Running a start-up can be quite a tough task. The start-up development process covers the whole ecosystem — from the introduction of an idea to the actual use of the final product including its improvement and development. Each process needs detailed preparation before implementation. You need to dive deep into marketing, fundraising, and team selection and understand the basic development principles. Here are the six developmental stages of a newly established start-up.
Stages Of A Start-Up
- Pre-Seed Stage
- Seed Stage
- Early Stage
- Growth Stage
- Expansion Stage
- Exit Stage
1. Pre-Seed Stage
The pre-seed stage is one of the earliest stages of a start-up. This stage is the period in which a company’s founders are first getting their operations off the ground. The most common “pre-seed” funders are the founders themselves, as well as close friends, family, and supporters. The main source of finance is through their friends and family at this stage. This funding for this stage can happen quickly or may even take a long time.
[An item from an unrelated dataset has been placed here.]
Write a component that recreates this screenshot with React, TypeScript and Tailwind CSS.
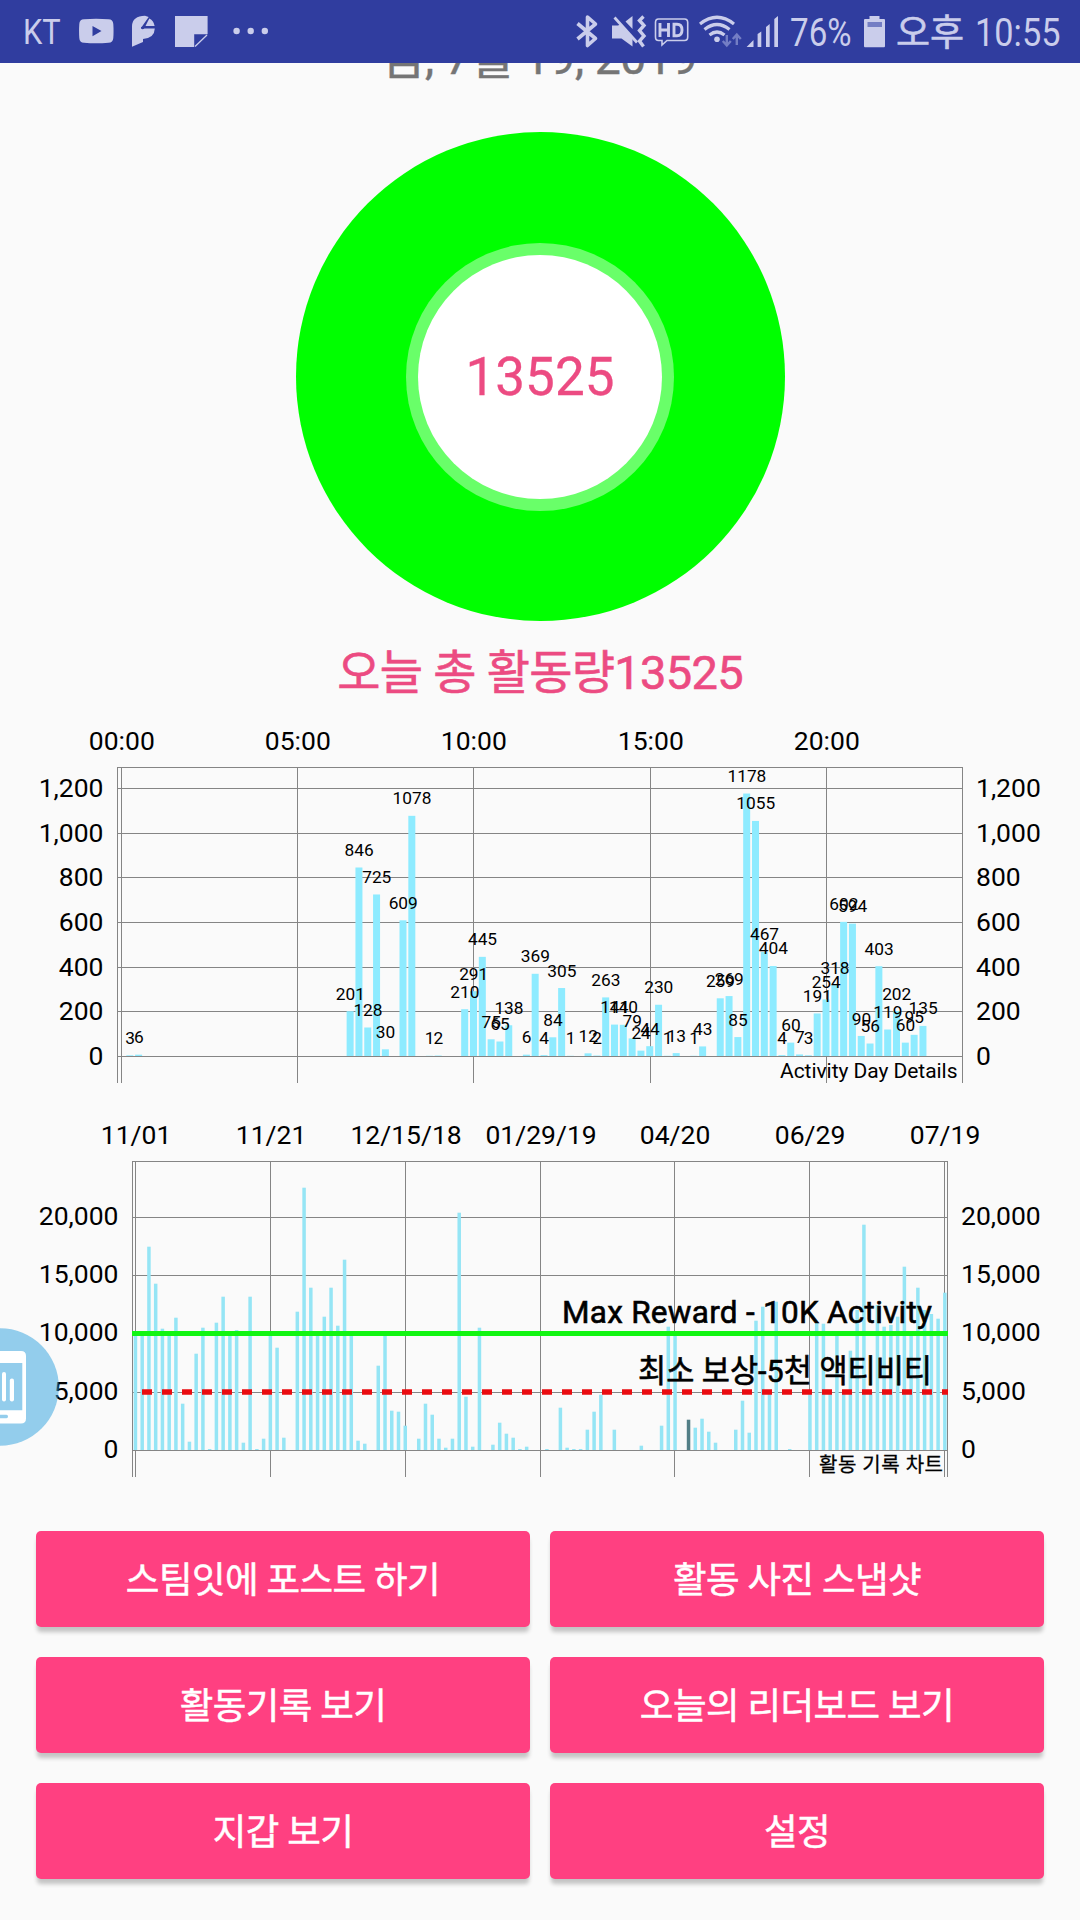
const dayBars: [number, number][] = [
  [1, 3], [2, 6], [26, 201], [27, 846], [28, 128], [29, 725], [30, 30], [32, 609], [33, 1078],
  [35, 1], [36, 2], [39, 210], [40, 291], [41, 445], [42, 75], [43, 65], [44, 138], [46, 6],
  [47, 369], [48, 4], [49, 84], [50, 305], [51, 1], [53, 12], [54, 2], [55, 263], [56, 141],
  [57, 140], [58, 79], [59, 24], [60, 44], [61, 230], [62, 1], [63, 13], [65, 1], [66, 43],
  [68, 259], [69, 269], [70, 85], [71, 1178], [72, 1055], [73, 467], [74, 404], [75, 4],
  [76, 60], [77, 7], [78, 3], [79, 191], [80, 254], [81, 318], [82, 602], [83, 594], [84, 90],
  [85, 56], [86, 403], [87, 119], [88, 202], [89, 60], [90, 95], [91, 135],
];

const dayHours = [
  { x: 121.5, label: "00:00" },
  { x: 297.5, label: "05:00" },
  { x: 473.5, label: "10:00" },
  { x: 650.5, label: "15:00" },
  { x: 826.5, label: "20:00" },
];

const dayLevels = [
  { y: 788.5, label: "1,200" },
  { y: 833.5, label: "1,000" },
  { y: 877.5, label: "800" },
  { y: 922.5, label: "600" },
  { y: 967.5, label: "400" },
  { y: 1011.5, label: "200" },
  { y: 1056.5, label: "0" },
];

// bar height in px for every recorded day, 0 where nothing was recorded
const historyBars = [
  115, 115, 203.3, 166.3, 121.3, 115, 132.3, 46.3, 8.3, 96.3, 122.3, 1, 127.3, 153.3, 115, 120,
  7.3, 153.3, 1, 11.3, 118, 102.3, 12.3, 0, 138.3, 262.3, 162.3, 115, 133.3, 162.3, 124.3, 190.3,
  115, 9.3, 6.3, 0, 84.3, 117, 39.3, 38.3, 24.3, 0, 11.3, 46.3, 35.3, 11.3, 2.3, 11.3, 237.3,
  53.3, 3.3, 122.3, 0, 5.3, 27.3, 16.3, 12.3, 1, 3.3, 0, 0, 1, 0, 42.3, 2.3, 1, 1, 20.3, 38.3,
  55.3, 0, 20.3, 0, 0, 0, 4.3, 0, 0, 24.3, 123.3, 115, 0, 30.3, 22.3, 31.3, 18.3, 7.3, 0, 0,
  20.3, 49.3, 17.3, 129.3, 143.3, 56, 148.3, 0, 1, 0, 0, 57, 127, 126.3, 57, 115, 57, 99.3,
  140, 225.3, 57, 145, 123.3, 125, 133.3, 183.3, 119, 162.3, 140, 136, 131.3, 157.3,
];

const historyDates = [
  { x: 135.5, label: "11/01" },
  { x: 270.5, label: "11/21" },
  { x: 405.5, label: "12/15/18" },
  { x: 540.5, label: "01/29/19" },
  { x: 674.5, label: "04/20" },
  { x: 809.5, label: "06/29" },
  { x: 944.5, label: "07/19" },
];

const historyLevels = [
  { y: 1217.5, label: "20,000" },
  { y: 1275.5, label: "15,000" },
  { y: 1333.5, label: "10,000" },
  { y: 1392.5, label: "5,000" },
  { y: 1450.5, label: "0" },
];

const buttons = ["스팀잇에 포스트 하기", "활동 사진 스냅샷", "활동기록 보기", "오늘의 리더보드 보기", "지갑 보기", "설정"];

function StatusBar() {
  return (
    <header className="relative z-10 flex h-[63px] shrink-0 items-center bg-[#303d9f] text-[#cacdeb]">
      <span className="ml-[23px] w-[56px] shrink-0 pt-px text-[35px] leading-none">
        <span className="inline-block origin-left scale-x-[0.88]">KT</span>
      </span>
      <svg className="shrink-0" width="35" height="63" viewBox="79 0 35 63" fill="currentColor">
        <path fillRule="evenodd" d="M84 19.3Q96 18 108.500 19.300Q113 19.500 113.300 24Q113.800 31 113.300 38Q113 42.500 108.500 42.800Q96 43.800 84 42.800Q79.500 42.500 79.300 38Q78.800 31 79.300 24Q79.500 19.500 84 19.300ZM92.500 26V36.300L101.500 31.100Z" />
      </svg>
      <svg className="ml-[18px] shrink-0" width="24" height="63" viewBox="132 0 24 63" fill="currentColor">
        <path d="M132 46.800V26Q132.500 16 145 15.800L148.700 17L142 26.500Q140.500 27 141 28.500Q142.500 29.800 144.500 28.500H154.800Q154.500 38 143 39V42Z" />
        <path d="M149.300 18.500Q153.800 20.500 154.600 26H145.500Z" />
      </svg>
      <svg className="ml-[19px] shrink-0" width="33" height="63" viewBox="175 0 33 63" fill="currentColor">
        <path d="M175 16H207.600V34.300H194.200V47H175Z" />
        <path d="M207 35L195 46.500" stroke="currentColor" strokeWidth="1.300" />
      </svg>
      <svg className="ml-[24px] shrink-0" width="38" height="63" viewBox="232 0 38 63" fill="currentColor">
        <circle cx="236.600" cy="31" r="3.200" />
        <circle cx="250.700" cy="31" r="3.200" />
        <circle cx="264.800" cy="31" r="3.200" />
      </svg>
      <svg className="ml-auto shrink-0" width="26" height="63" viewBox="574 0 26 63" fill="none" stroke="currentColor" strokeWidth="3.600">
        <path d="M577.500 23.500L595.500 38.500L587.500 45.500V17L595.500 24L577.500 39" strokeLinejoin="round" />
      </svg>
      <svg className="ml-[11px] shrink-0" width="36" height="63" viewBox="611 0 36 63" fill="currentColor">
        <path d="M612 25.500H618L621 24L632.500 37V46.500L621.500 38.500H612ZM625.500 21.500L632.500 16V29Z" />
        <path d="M614.500 17.500L637 42.500" stroke="currentColor" strokeWidth="2.800" />
        <path d="M643.500 16.500L639.500 20.500L644 25.500L639.500 30.500L644 36L639.500 41L643.500 46.500" fill="none" stroke="currentColor" strokeWidth="3.400" />
      </svg>
      <svg className="ml-[7px] shrink-0" width="36" height="63" viewBox="654 0 36 63" fill="none" stroke="currentColor" strokeWidth="1.600">
        <path d="M658.500 19H684.500Q687.700 19 687.700 22.500V37Q687.700 40.500 684.500 40.500H667L662 45V40.500H658.500Q655.500 40.500 655.500 37V22.500Q655.500 19 658.500 19Z" />
        <path d="M660 23V37M668.500 23V37M660 30H668.500M674 24.300V35.700H677Q682 35.700 682 30T677 24.300Z" strokeWidth="2.900" />
      </svg>
      <svg className="ml-[8px] shrink-0" width="45" height="63" viewBox="698 0 45 63" fill="none" stroke="currentColor" strokeWidth="3.200">
        <path d="M700 24Q717 10.500 734 24M704.500 29.500Q717 19.500 729.500 29.500M709.500 35Q717 29 724.500 35" />
        <circle cx="717" cy="39.200" r="2.800" fill="currentColor" stroke="none" />
        <path d="M726.800 35V44.500M722.800 41L726.800 45.500L730.800 41M736.800 45V35.500M732.800 39L736.800 34.500L740.800 39" stroke="#747ec4" strokeWidth="2.400" />
      </svg>
      <svg className="ml-[3px] shrink-0" width="34" height="63" viewBox="746 0 34 63" fill="currentColor">
        <path d="M746.600 47L753.500 40V47ZM757.600 34L761.300 31.500V47H757.600ZM766 27L769.700 24V47H766ZM774.300 19L778 16V47H774.300Z" />
      </svg>
      <span className="ml-[10px] w-[73px] shrink-0 pt-[3px] text-[39px] leading-none">
        <span className="inline-block origin-left scale-x-[0.85]">76%</span>
      </span>
      <svg className="shrink-0" width="24" height="63" viewBox="863 0 24 63" fill="currentColor">
        <path d="M869.500 16H879.500V19H884Q885 19 885 20V46Q885 47.300 884 47.300H865Q864 47.300 864 46V20Q864 19 865 19H869.500Z" />
        <path d="M867.500 22H882V27H867.500Z" fill="#747ec4" />
      </svg>
      <span className="ml-[9px] w-[79px] shrink-0 pt-[3px] text-[37px] leading-none [-webkit-text-stroke:0.6px]">오후</span>
      <span className="w-[105px] shrink-0 pt-[3px] text-[39px] leading-none">
        <span className="inline-block origin-left scale-x-[0.88]">10:55</span>
      </span>
    </header>
  );
}

function DayChart() {
  return (
    <svg className="block shrink-0" width="1080" height="410" viewBox="0 700 1080 410">
      <g stroke="#858585" strokeWidth="1">
        <path d="M117 767.500H963M117.500 767V1083M962.500 767V1083" />
        {dayHours.map((h) => (
          <line key={h.label} x1={h.x} x2={h.x} y1="767" y2="1083" />
        ))}
        {dayLevels.map((l) => (
          <line key={l.label} x1="117" x2="963" y1={l.y} y2={l.y} />
        ))}
      </g>
      <g fill="#8eebff">
        {dayBars.map(([slot, value]) => (
          <rect key={slot} x={117.5 + slot * 8.8125} y={1056 - value * 0.2228} width="7" height={value * 0.2228} />
        ))}
      </g>
      <g fill="#000" fontSize="17.300" textAnchor="middle">
        {dayBars.map(([slot, value]) => (
          <text key={slot} x={121.2 + slot * 8.8125} y={1044.6 - value * 0.2231}>{value}</text>
        ))}
      </g>
      <g fill="#000" fontSize="26.500">
        {dayHours.map((h) => (
          <text key={h.label} x={h.x + 0.3} y="750" textAnchor="middle">{h.label}</text>
        ))}
        {dayLevels.map((l) => (
          <text key={l.label} x="103.500" y={l.y + 8} textAnchor="end">{l.label}</text>
        ))}
        {dayLevels.map((l) => (
          <text key={l.label} x="976" y={l.y + 8}>{l.label}</text>
        ))}
      </g>
      <text x="780" y="1078" fontSize="21" textLength="177.500">Activity Day Details</text>
    </svg>
  );
}

function HistoryChart() {
  return (
    <svg className="block shrink-0" width="1080" height="390" viewBox="0 1110 1080 390">
      <g stroke="#858585" strokeWidth="1">
        <path d="M132 1161.500H948M132.500 1161V1477M947.500 1161V1477" />
        {historyDates.map((d) => (
          <line key={d.label} x1={d.x} x2={d.x} y1="1161" y2="1477" />
        ))}
        {historyLevels.map((l) => (
          <line key={l.label} x1="132" x2="948" y1={l.y} y2={l.y} />
        ))}
      </g>
      {historyBars.map((height, i) => (
        <rect key={i} x={133.7 + i * 6.745} y={1450 - height} width="3.500" height={height} fill={i === 82 ? "#537f87" : "#95e5f5"} />
      ))}
      <path d="M132 1333.500H948" stroke="#12f512" strokeWidth="5" />
      <path d="M142 1392H948" stroke="#ea0c10" strokeWidth="5.500" strokeDasharray="10 10" />
      <g fill="#000" fontSize="31.500" stroke="#000" strokeWidth="0.600">
        <text x="562" y="1323" textLength="370">Max Reward - 10K Activity</text>
        <text x="638" y="1382" textLength="294" lengthAdjust="spacingAndGlyphs">최소 보상-5천 액티비티</text>
      </g>
      <g fill="#000" fontSize="26.500">
        {historyDates.map((d) => (
          <text key={d.label} x={d.x + 0.6} y="1144" textAnchor="middle">{d.label}</text>
        ))}
        {historyLevels.map((l) => (
          <text key={l.label} x="118.500" y={l.y + 7.7} textAnchor="end">{l.label}</text>
        ))}
        {historyLevels.map((l) => (
          <text key={l.label} x="961" y={l.y + 7.7}>{l.label}</text>
        ))}
      </g>
      <text x="819" y="1472" fontSize="20" textLength="124" stroke="#000" strokeWidth="0.300">활동 기록 차트</text>
    </svg>
  );
}

function FloatingWidget() {
  return (
    <svg className="absolute left-0 top-[1327px]" width="60" height="120" viewBox="0 1327 60 120">
      <circle cx="0" cy="1387" r="58.800" fill="#2ca0de" fillOpacity="0.500" />
      <path fillRule="evenodd" fill="#fff" d="M0 1351H21Q26 1351 26 1356V1418.500Q26 1423.500 21 1423.500H0ZM0 1363V1410.300H22.300V1363ZM0 1414.800V1418.200H6.500Q8 1418 8 1416.500T6.500 1414.800Z" />
      <rect x="2" y="1372" width="4" height="29.500" rx="2" fill="#fff" />
      <rect x="9.800" y="1378.500" width="4.200" height="23" rx="2" fill="#fff" />
    </svg>
  );
}

export default function App() {
  return (
    <div className="relative flex h-[1920px] w-[1080px] flex-col overflow-hidden bg-[#fafafa] font-[Roboto,'Noto_Sans_CJK_KR',sans-serif]">
      <StatusBar />
      <div className="h-[69px] shrink-0 overflow-hidden text-center text-[#757575]">
        <p className="-mt-[35px] text-[46.500px] leading-[60px] tracking-[-0.500px] [-webkit-text-stroke:0.4px]">금, 7월 19, 2019</p>
      </div>
      <div className="mx-auto flex h-[489px] w-[489px] shrink-0 items-center justify-center rounded-full bg-[#00ff00]">
        <div className="flex h-[268px] w-[268px] items-center justify-center rounded-full bg-[#69ff69]">
          <div className="flex h-[244px] w-[244px] items-center justify-center rounded-full bg-white pt-[3px] text-[53px] text-[#ec4b82] [-webkit-text-stroke:0.3px]">
            13525
          </div>
        </div>
      </div>
      <p className="h-[79px] shrink-0 pt-[22px] text-center text-[47px] leading-[60px] tracking-[-0.700px] text-[#ec4b82] [-webkit-text-stroke:0.6px]">오늘 총 활동량13525</p>
      <DayChart />
      <HistoryChart />
      <div className="grid grid-cols-2 gap-x-5 gap-y-[30px] px-9 pt-[31px]">
        {buttons.map((label) => (
          <button
            key={label}
            className="h-24 rounded-[5px] bg-[#ff4081] pt-[5px] text-[36.500px] tracking-[-0.550px] text-white shadow-[0_6px_4px_-1px_rgba(0,0,0,0.22)] [-webkit-text-stroke:0.5px]"
          >
            {label}
          </button>
        ))}
      </div>
      <FloatingWidget />
    </div>
  );
}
The investors at this stage are also not investing in exchange for equity in the company.
2. Seed Stage
In the seed stage, entrepreneurs use their finances or approach investors, for example, angel investors, venture capitalist firms, and family/friends to gain financial support for their newly established start-up. Seed funding helps a start-up plan for the market and establish its market research and product development.
3. Early Stage
The early stage is where a start-up has developed its idea, but it is not left to evolve into an actual product/service. The product will be launched but before that, it will be tested and made sure it’s an MVP (Minimum Viable Product). A minimum viable product (MVP) is an early product version with limited features, which is targeted at collecting customer feedback for further product development. This feedback is essential for a start-up to gain success in the market.
4. Growth Stage
During the growth stage, a start-up would have achieved a decent source of income with its revenue and a committed customer base. At this stage, the company’s cash flows begin to grow at a speedy pace. With this, the company can employ more workers and will now have a well-defined business model and a defined marketing budget.
5. Expansion Stage
At this stage, a business would decide to expand its ventures by launching a new line of products or services. This would be done so to keep the business relevant and to increase sales. The business will have garnered enough growth in its marketing and distribution channels.
6. Exit Stage
This phase does not always take part among a lot of start-ups. Some start-ups have business models whose main objective is to become high-value and long-term companies. However, it is quite common for the last step of a start-up to performing an exit by selling the start-up. However, not many arrive at this stage and those who do are characterized by their strength, high potential, and opportunities to continue to grow.
For a start-up to be successful it is important to remember that each company is different and progresses between stages at different rates of time. A company should focus on its customers by catering to the customer’s needs and focusing on providing quality goods and services.